Between about 2011-16 I drove a car that must have been among the last made with a cassette player installed. I had no cassettes, so if I wanted in-car entertainment, it had to be via the radio. I found BBC Radio 3 to be the least annoying of the readily receivable stations. One afternoon while stuck in traffic on the way home from work I heard a delightful piece for violin and piano that captured my attention: checking the playlist later I learned it was one of Carl Maria von Weber's Violin Sonatas, performed by Isabelle Faust and Alexander Melnikov.
A few months later I bought the CD of which that performance was a part. It includes a complete set of six such sonatas that Weber wrote in 1810 and a Piano Quintet dating from the year before. All, then, are youthful works from the composer's early twenties. Roman Hinke's booklet notes (given in French, English and German) tell us that the sonatas were written for a publisher who'd requested short and simple works meant for amateur musicians. Chafing at those constraints, Weber produced pieces which were too original and too challenging for their intended recipient - but he was able to find a more open-minded buyer soon enough.
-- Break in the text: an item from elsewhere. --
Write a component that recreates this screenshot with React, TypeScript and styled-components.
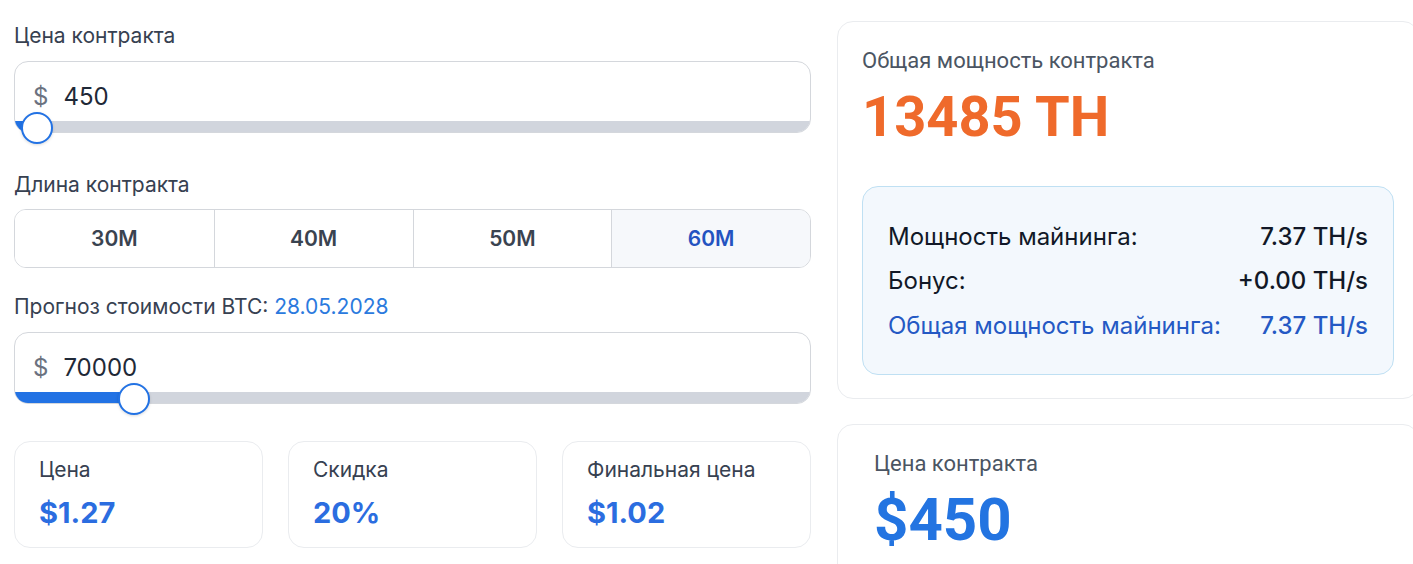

It's too bad that Weber produced so little chamber music over his short life: beyond the works on this disc and his well-known Clarinet Quintet there's very little else. It's a beguilingly lovely disc - the six sonatas are arranged out-of order: nos. 6, 3, & 4 are followed by the Quartet, and then nos. 2, 5 & 1. No. 6 is, I think, the single most arresting of the pieces, so it makes good sense to hear it first. The playing and recording are excellent throughout. Melnikov plays an early 19th Century Viennese fortepiano, Faust a Stradivarius. They are joined by Boris Faust (viola) and Wolfgang Emanuel Schmidt (cello) for the Quartet.